Not every fill needs to shout. Sometimes the smartest move is simply to move the track forward cleanly. Other times, you want the fill to announce a scene change. Both are useful.
A good habit is to mute the fill and hear what happens. If the section suddenly feels flatter, the fill is doing real work. If almost nothing changes, it’s either too subtle or it’s in the wrong place. That mute test is one of the best ways to judge arrangement value.
A few extra coaching reminders matter a lot here.
Keep the downbeat unarguable. The strongest hit in the fill should still point clearly to the next bar. If the arrival feels vague, simplify the last beat instead of adding more chops.
Judge it in context, not by detail.

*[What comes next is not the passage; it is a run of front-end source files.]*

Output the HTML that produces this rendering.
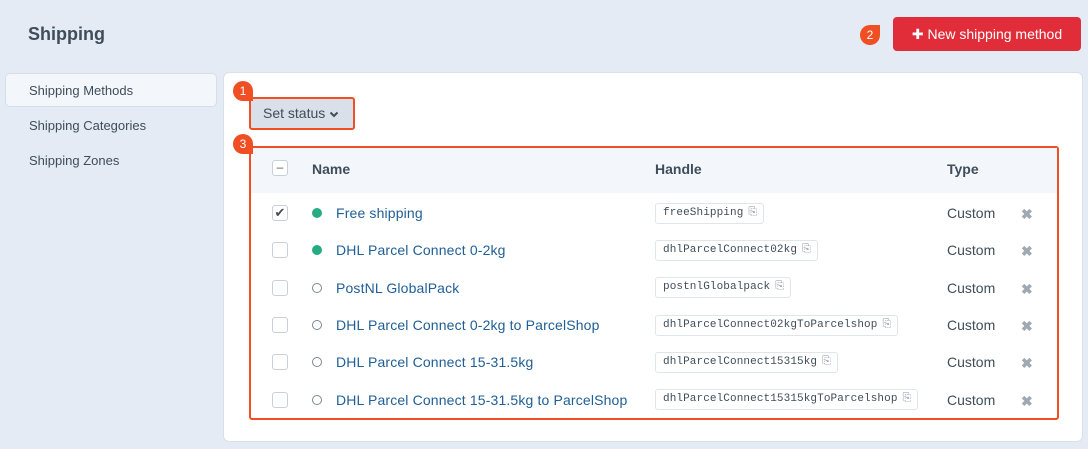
<!DOCTYPE html><html><head><style>
*{box-sizing:border-box;margin:0;padding:0}
body{width:1088px;height:449px;background:#e4ebf4;font-family:"Liberation Sans",sans-serif;position:relative;overflow:hidden;color:#3f4d5a}
.abs{position:absolute}
h1{position:absolute;left:28px;top:24px;font-size:18px;font-weight:bold;color:#3f4d5a}
.btn{position:absolute;left:893px;top:17px;width:188px;height:34px;background:#e12d39;border-radius:4px;color:#fff;font-size:14px;line-height:34px;text-align:center}
.side{position:absolute;left:5px;top:73px;width:212px;height:34px;background:#f3f7fc;border:1px solid #d8dee6;border-radius:5px}
.sl{position:absolute;left:29px;font-size:13px;color:#3f4d5a}
.card{position:absolute;left:224px;top:73px;width:858px;height:368px;background:#fff;border-radius:5px;box-shadow:0 0 0 1px #d9e0e8}
.mk{position:absolute;width:20px;height:20px;border-radius:50% 50% 0 50%;background:#f04e23;color:#fff;font-size:12px;line-height:20px;text-align:center}
.ss{position:absolute;left:249px;top:97px;width:106px;height:33px;background:#dae0e9;border:2px solid #f04e23;border-radius:3px;font-size:14px;line-height:29px;padding-left:12px;color:#3f4d5a}
.tb{position:absolute;left:249px;top:146px;width:810px;height:274px;border:2px solid #f04e23;border-radius:3px}
.hd{position:absolute;left:251px;top:148px;width:806px;height:45px;background:#f3f7fc}
.th{position:absolute;top:161px;font-size:14px;font-weight:bold;color:#3f4d5a}
.cb{position:absolute;left:272px;width:16px;height:16px;border:1px solid #c8d0da;border-radius:3px;background:#fff}
.dot{position:absolute;left:312px;width:10px;height:10px;border-radius:50%}
.nm{position:absolute;left:336px;font-size:14px;color:#1f5e96;letter-spacing:0.15px}
.hc{position:absolute;left:655px;height:21px;border:1px solid #e0e5eb;border-radius:3px;font-family:"Liberation Mono",monospace;font-size:11px;line-height:19px;padding:0 6px 0 7px;color:#3f4d5a;background:#fff;letter-spacing:0.1px}
.hc i{font-style:normal;color:#8a96a3;margin-left:5px;font-size:11px}
.ty{position:absolute;left:947px;font-size:14px;color:#3f4d5a}
.x{position:absolute;left:1021px;font-size:14px;color:#a0a8b2;font-weight:bold}
</style></head><body>
<h1>Shipping</h1>
<div class="mk" style="left:860px;top:25px;border-radius:50% 0 50% 50%">2</div>
<div class="btn">✚ New shipping method</div>
<div class="side"></div>
<div class="sl" style="top:83px">Shipping Methods</div>
<div class="sl" style="top:118px">Shipping Categories</div>
<div class="sl" style="top:153px">Shipping Zones</div>
<div class="card"></div>
<div class="ss">Set status <svg width="10" height="8" viewBox="0 0 10 8" style="vertical-align:middle"><path d="M1.5 2.5 L5 6 L8.5 2.5" stroke="#3f4d5a" stroke-width="2" fill="none"/></svg></div>
<div class="mk" style="left:233px;top:81px">1</div>
<div class="tb"></div>
<div class="hd"></div>
<div class="mk" style="left:233px;top:134px">3</div>
<div class="cb" style="top:160px;text-align:center;line-height:12px;font-size:12px;color:#555">–</div>
<div class="th" style="left:312px">Name</div>
<div class="th" style="left:655px">Handle</div>
<div class="th" style="left:947px">Type</div>

<div class="cb" style="top:205px;text-align:center;line-height:14px;font-size:13px;color:#3f4d5a">✔</div>
<div class="dot" style="top:208px;background:#27ab83"></div>
<div class="nm" style="top:205px">Free shipping</div>
<div class="hc" style="top:203px">freeShipping<i>⎘</i></div>
<div class="ty" style="top:205px">Custom</div><div class="x" style="top:206px">✖</div>

<div class="cb" style="top:242px"></div>
<div class="dot" style="top:245px;background:#27ab83"></div>
<div class="nm" style="top:242px">DHL Parcel Connect 0-2kg</div>
<div class="hc" style="top:240px">dhlParcelConnect02kg<i>⎘</i></div>
<div class="ty" style="top:242px">Custom</div><div class="x" style="top:243px">✖</div>

<div class="cb" style="top:280px"></div>
<div class="dot" style="top:283px;border:1px solid #7b8794"></div>
<div class="nm" style="top:280px">PostNL GlobalPack</div>
<div class="hc" style="top:277px">postnlGlobalpack<i>⎘</i></div>
<div class="ty" style="top:280px">Custom</div><div class="x" style="top:281px">✖</div>

<div class="cb" style="top:317px"></div>
<div class="dot" style="top:320px;border:1px solid #7b8794"></div>
<div class="nm" style="top:317px">DHL Parcel Connect 0-2kg to ParcelShop</div>
<div class="hc" style="top:315px">dhlParcelConnect02kgToParcelshop<i>⎘</i></div>
<div class="ty" style="top:317px">Custom</div><div class="x" style="top:318px">✖</div>

<div class="cb" style="top:354px"></div>
<div class="dot" style="top:357px;border:1px solid #7b8794"></div>
<div class="nm" style="top:354px">DHL Parcel Connect 15-31.5kg</div>
<div class="hc" style="top:352px">dhlParcelConnect15315kg<i>⎘</i></div>
<div class="ty" style="top:354px">Custom</div><div class="x" style="top:355px">✖</div>

<div class="cb" style="top:392px"></div>
<div class="dot" style="top:395px;border:1px solid #7b8794"></div>
<div class="nm" style="top:392px">DHL Parcel Connect 15-31.5kg to ParcelShop</div>
<div class="hc" style="top:389px">dhlParcelConnect15315kgToParcelshop<i>⎘</i></div>
<div class="ty" style="top:392px">Custom</div><div class="x" style="top:393px">✖</div>
</body></html>
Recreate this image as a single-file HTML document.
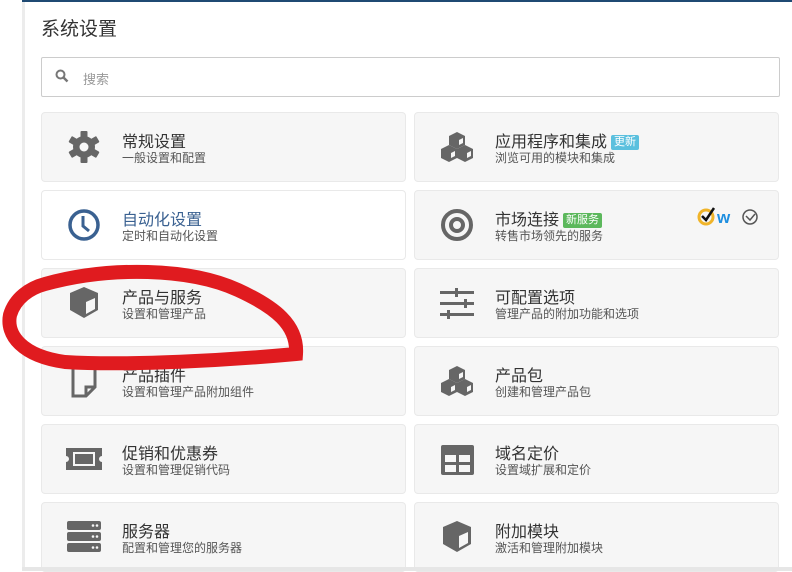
<!DOCTYPE html>
<html><head><meta charset="utf-8"><style>
*{margin:0;padding:0;box-sizing:border-box}
body{width:792px;height:571px;overflow:hidden;background:#fff;position:relative;font-family:"Liberation Sans","Noto Sans CJK SC",sans-serif;color:#333}
.lb{position:absolute;left:0;top:0;width:24px;height:571px;background:#fff}
.lb2{position:absolute;left:22px;top:0;width:3px;height:571px;background:#ececec}
.top{position:absolute;left:22px;top:0;right:0;height:2px;background:#1f4a73}
h1{position:absolute;left:41px;top:14px;font-size:19px;font-weight:normal;color:#333}
.search{position:absolute;left:41px;top:57px;width:739px;height:40px;border:1px solid #ccc;border-radius:2px}
.search span{position:absolute;left:41px;top:11px;font-size:13px;color:#999}
.card{position:absolute;width:365px;height:70px;background:#f6f6f6;border:1px solid #e9e9e9;border-radius:4px}
.card.w{background:#fff}
.ic{position:absolute;left:22px;top:16px;width:40px;height:36px}
.t{position:absolute;left:80px;top:15px;font-size:16px;color:#333;white-space:nowrap}
.s{position:absolute;left:80px;top:36px;font-size:12px;color:#555;white-space:nowrap}
.badge{display:inline-block;font-size:11px;color:#fff;padding:0 3px;border-radius:2px;line-height:15px;vertical-align:2px;margin-left:4px}
</style></head><body>
<div class="lb"></div><div class="lb2"></div><div class="top"></div>
<h1>系统设置</h1>
<div class="search"><svg style="position:absolute;left:13px;top:11px" width="14" height="14" viewBox="0 0 14 14"><circle cx="5.5" cy="5.5" r="4" fill="none" stroke="#777" stroke-width="2"/><path d="M8.5 8.5L12.5 12.5" stroke="#777" stroke-width="2.5"/></svg><span>搜索</span></div>

<div class="card" style="left:41px;top:112px"><svg class="ic" viewBox="0 0 40 36"><g transform="translate(20,18)" fill="#666"><circle r="11"/><g><rect x="-3.5" y="-16" width="7" height="32" rx="1"/><rect x="-3.5" y="-16" width="7" height="32" rx="1" transform="rotate(60)"/><rect x="-3.5" y="-16" width="7" height="32" rx="1" transform="rotate(120)"/></g><circle r="4.5" fill="#f6f6f6"/></g></svg><div class="t">常规设置</div><div class="s">一般设置和配置</div></div>
<div class="card" style="left:414px;top:112px"><svg class="ic" viewBox="0 0 40 36"><g fill="#666"><path d="M20 3l8 4v9l-8 4-8-4V7z"/><path d="M12 16l8 4v9l-8 4-8-4v-9z"/><path d="M28 16l8 4v9l-8 4-8-4v-9z"/></g><g fill="#f6f6f6"><path d="M22 11l4-2v5l-4 2z"/><path d="M14 24l4-2v5l-4 2z"/><path d="M30 24l4-2v5l-4 2z"/></g></svg><div class="t">应用程序和集成<span class="badge" style="background:#5bc0de">更新</span></div><div class="s">浏览可用的模块和集成</div></div>

<div class="card w" style="left:41px;top:190px"><svg class="ic" viewBox="0 0 40 36"><circle cx="20" cy="18" r="14" fill="none" stroke="#3a6191" stroke-width="3.5"/><path d="M19 9v10l6 5" fill="none" stroke="#3a6191" stroke-width="3"/></svg><div class="t" style="color:#3a6191">自动化设置</div><div class="s">定时和自动化设置</div></div>
<div class="card" style="left:414px;top:190px"><svg class="ic" viewBox="0 0 40 36"><circle cx="20" cy="18" r="14" fill="none" stroke="#666" stroke-width="4"/><circle cx="20" cy="18" r="6" fill="none" stroke="#666" stroke-width="4"/></svg><div class="t">市场连接<span class="badge" style="background:#5cb85c">新服务</span></div><div class="s">转售市场领先的服务</div>
<svg style="position:absolute;left:282px;top:14px" width="64" height="22" viewBox="0 0 64 22"><circle cx="9" cy="12" r="7" fill="none" stroke="#f0b429" stroke-width="3"/><path d="M5 11l4 4 8-12" fill="none" stroke="#111" stroke-width="2.5"/><text x="20" y="18" font-family="Liberation Sans" font-weight="bold" font-size="17" fill="#1f8fe0">w</text><circle cx="53" cy="12" r="7" fill="none" stroke="#555" stroke-width="1.5"/><path d="M49 11l4 4 5-6" fill="none" stroke="#555" stroke-width="1.5"/></svg></div>

<div class="card" style="left:41px;top:268px"><svg class="ic" viewBox="0 0 40 36"><path d="M20 2l14 6v17l-14 8-14-8V8z" fill="#666"/><path d="M22 17l9-4v11l-9 5z" fill="#f6f6f6"/></svg><div class="t">产品与服务</div><div class="s">设置和管理产品</div></div>
<div class="card" style="left:414px;top:268px"><svg class="ic" viewBox="0 0 40 36" fill="#666"><rect x="3" y="6" width="34" height="3"/><rect x="3" y="17" width="34" height="3"/><rect x="3" y="28" width="34" height="3"/><rect x="18" y="3" width="3" height="9"/><rect x="27" y="14" width="3" height="9"/><rect x="10" y="25" width="3" height="9"/></svg><div class="t">可配置选项</div><div class="s">管理产品的附加功能和选项</div></div>

<div class="card" style="left:41px;top:346px"><svg class="ic" viewBox="0 0 40 36"><path d="M9 2h22v22l-9 9H9z" fill="none" stroke="#666" stroke-width="3"/><path d="M22 33v-9h9" fill="none" stroke="#666" stroke-width="3"/></svg><div class="t">产品插件</div><div class="s">设置和管理产品附加组件</div></div>
<div class="card" style="left:414px;top:346px"><svg class="ic" viewBox="0 0 40 36"><g fill="#666"><path d="M20 3l8 4v9l-8 4-8-4V7z"/><path d="M12 16l8 4v9l-8 4-8-4v-9z"/><path d="M28 16l8 4v9l-8 4-8-4v-9z"/></g><g fill="#f6f6f6"><path d="M22 11l4-2v5l-4 2z"/><path d="M14 24l4-2v5l-4 2z"/><path d="M30 24l4-2v5l-4 2z"/></g></svg><div class="t">产品包</div><div class="s">创建和管理产品包</div></div>

<div class="card" style="left:41px;top:424px"><svg class="ic" viewBox="0 0 40 36"><path d="M2 7h36v8a3 3 0 0 0 0 6v8H2v-8a3 3 0 0 0 0-6z" fill="#666"/><rect x="9" y="11" width="22" height="14" fill="#f6f6f6"/><rect x="11" y="13" width="18" height="10" fill="#666"/></svg><div class="t">促销和优惠券</div><div class="s">设置和管理促销代码</div></div>
<div class="card" style="left:414px;top:424px"><svg class="ic" viewBox="0 0 40 36"><rect x="4" y="4" width="33" height="30" rx="2" fill="#666"/><rect x="8" y="14" width="11" height="7" fill="#f6f6f6"/><rect x="22" y="14" width="11" height="7" fill="#f6f6f6"/><rect x="8" y="24" width="11" height="7" fill="#f6f6f6"/><rect x="22" y="24" width="11" height="7" fill="#f6f6f6"/></svg><div class="t">域名定价</div><div class="s">设置域扩展和定价</div></div>

<div class="card" style="left:41px;top:502px"><svg class="ic" viewBox="0 0 40 36" fill="#666"><rect x="3" y="2" width="34" height="9" rx="2"/><rect x="3" y="13" width="34" height="9" rx="2"/><rect x="3" y="24" width="34" height="9" rx="2"/><g fill="#f6f6f6"><circle cx="29" cy="6.5" r="1.3"/><circle cx="33" cy="6.5" r="1.3"/><circle cx="29" cy="17.5" r="1.3"/><circle cx="33" cy="17.5" r="1.3"/><circle cx="29" cy="28.5" r="1.3"/><circle cx="33" cy="28.5" r="1.3"/></g></svg><div class="t">服务器</div><div class="s">配置和管理您的服务器</div></div>
<div class="card" style="left:414px;top:502px"><svg class="ic" viewBox="0 0 40 36"><path d="M20 2l14 6v17l-14 8-14-8V8z" fill="#666"/><path d="M22 17l9-4v11l-9 5z" fill="#f6f6f6"/></svg><div class="t">附加模块</div><div class="s">激活和管理附加模块</div></div>

<div style="position:absolute;left:22px;top:567px;width:770px;height:4px;background:#e6e6e6"></div>

<svg style="position:absolute;left:0;top:0" width="792" height="571"><path d="M45 284C110 266 190 268 238 290C275 307 298 325 296 354C230 360 130 366 65 362C22 356 6 335 10 315C15 298 30 288 45 284" fill="none" stroke="#e01b1f" stroke-width="14" stroke-linecap="round"/></svg>
</body></html>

A fill can sound slightly rude in solo and still work perfectly in the full mix. That’s normal in DnB. If it only works when everything else is muted, it’s probably overcooked.
And stop editing once the groove identity is clear. A lot of beginner producers keep shaving milliseconds off every hit. But once the fill has a clear shape, extra tweaking usually just flattens the personality. Leave it alone and move on.

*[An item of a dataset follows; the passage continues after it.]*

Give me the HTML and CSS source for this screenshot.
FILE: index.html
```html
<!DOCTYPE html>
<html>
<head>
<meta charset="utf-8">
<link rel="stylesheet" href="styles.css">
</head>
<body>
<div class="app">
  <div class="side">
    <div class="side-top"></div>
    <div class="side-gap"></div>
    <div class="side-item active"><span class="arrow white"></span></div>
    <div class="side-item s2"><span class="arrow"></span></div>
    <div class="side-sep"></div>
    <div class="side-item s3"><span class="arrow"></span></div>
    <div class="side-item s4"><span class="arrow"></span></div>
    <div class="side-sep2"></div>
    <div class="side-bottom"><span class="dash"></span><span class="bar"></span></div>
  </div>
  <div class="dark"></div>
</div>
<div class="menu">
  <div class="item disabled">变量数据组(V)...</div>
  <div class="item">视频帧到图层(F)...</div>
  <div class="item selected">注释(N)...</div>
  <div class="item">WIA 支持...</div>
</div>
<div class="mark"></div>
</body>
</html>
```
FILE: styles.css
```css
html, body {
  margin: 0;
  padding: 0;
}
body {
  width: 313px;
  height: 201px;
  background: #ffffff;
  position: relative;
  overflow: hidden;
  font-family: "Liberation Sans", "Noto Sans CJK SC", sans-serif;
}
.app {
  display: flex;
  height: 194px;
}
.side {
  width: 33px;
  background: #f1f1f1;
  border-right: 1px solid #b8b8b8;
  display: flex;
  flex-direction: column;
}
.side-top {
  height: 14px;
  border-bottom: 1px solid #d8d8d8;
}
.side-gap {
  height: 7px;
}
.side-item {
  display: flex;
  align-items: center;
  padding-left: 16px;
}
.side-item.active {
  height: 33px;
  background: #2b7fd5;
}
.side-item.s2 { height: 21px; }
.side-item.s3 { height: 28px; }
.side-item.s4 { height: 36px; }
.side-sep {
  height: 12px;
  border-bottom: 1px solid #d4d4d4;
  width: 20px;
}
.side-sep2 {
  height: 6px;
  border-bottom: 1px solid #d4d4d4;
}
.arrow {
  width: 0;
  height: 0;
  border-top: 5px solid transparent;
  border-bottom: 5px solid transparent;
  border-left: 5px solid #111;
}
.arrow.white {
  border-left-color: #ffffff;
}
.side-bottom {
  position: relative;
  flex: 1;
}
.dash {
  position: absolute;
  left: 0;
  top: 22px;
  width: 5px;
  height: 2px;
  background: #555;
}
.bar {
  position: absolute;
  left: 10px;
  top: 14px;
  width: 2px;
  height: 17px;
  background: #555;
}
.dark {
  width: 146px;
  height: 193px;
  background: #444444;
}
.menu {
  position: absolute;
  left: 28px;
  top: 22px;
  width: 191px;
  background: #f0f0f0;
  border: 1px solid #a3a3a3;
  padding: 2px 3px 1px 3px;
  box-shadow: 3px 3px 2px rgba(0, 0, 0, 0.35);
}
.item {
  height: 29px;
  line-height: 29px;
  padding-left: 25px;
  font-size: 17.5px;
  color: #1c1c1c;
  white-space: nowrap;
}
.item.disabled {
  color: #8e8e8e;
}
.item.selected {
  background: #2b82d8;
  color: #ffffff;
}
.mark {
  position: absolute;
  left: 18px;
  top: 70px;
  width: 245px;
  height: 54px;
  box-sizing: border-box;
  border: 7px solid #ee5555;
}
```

For darker or heavier DnB, a few things can make this even stronger. Use a little negative space before the fill lands. Even a quick gap before the entrance can make it hit way harder. Let one transient stay brutally clean so the listener gets an anchor point. And if you want extra menace, use ghost hits lightly, not heavily. Ghosts should imply motion, not blur the rhythm.
Also, print the fill and edit the tail. Once you resample or consolidate it to audio, you can trim the end so it stops exactly where the next section needs space. That sharp edge often sounds better in DnB than a long blended transition.
If you want to build this into a proper exercise, keep it tight. Make a 1-bar or 2-bar fill using only stock Ableton devices, and don’t use more than three processing devices on the chain. Put it at the end of an 8-bar phrase, then make a second version that is either cleaner or more aggressive.
That’s the real skill here: being able to make both a functional DJ-friendly fill and a more character-driven feature fill from the same break source.
So to recap, the process is simple. Start with a clean break loop. Chop it into musical fragments. Tighten the timing without killing the swing. Shape it with EQ and a little saturation. Add one motion move, like filter opening. Check it against kick, sub, and bass. Then decide whether it’s a utility fill or a feature fill, and commit it to audio once it feels right.
If you do this well, the fill won’t just sound exciting. It will make the next section hit harder. That’s the whole game.
Now it’s your turn: build one clean utility version and one more aggressive version, place them in your arrangement, and listen to what changes when they drop out. That’s where the real learning happens. Keep it tight, trust the phrase, and let the jungle pressure do the work.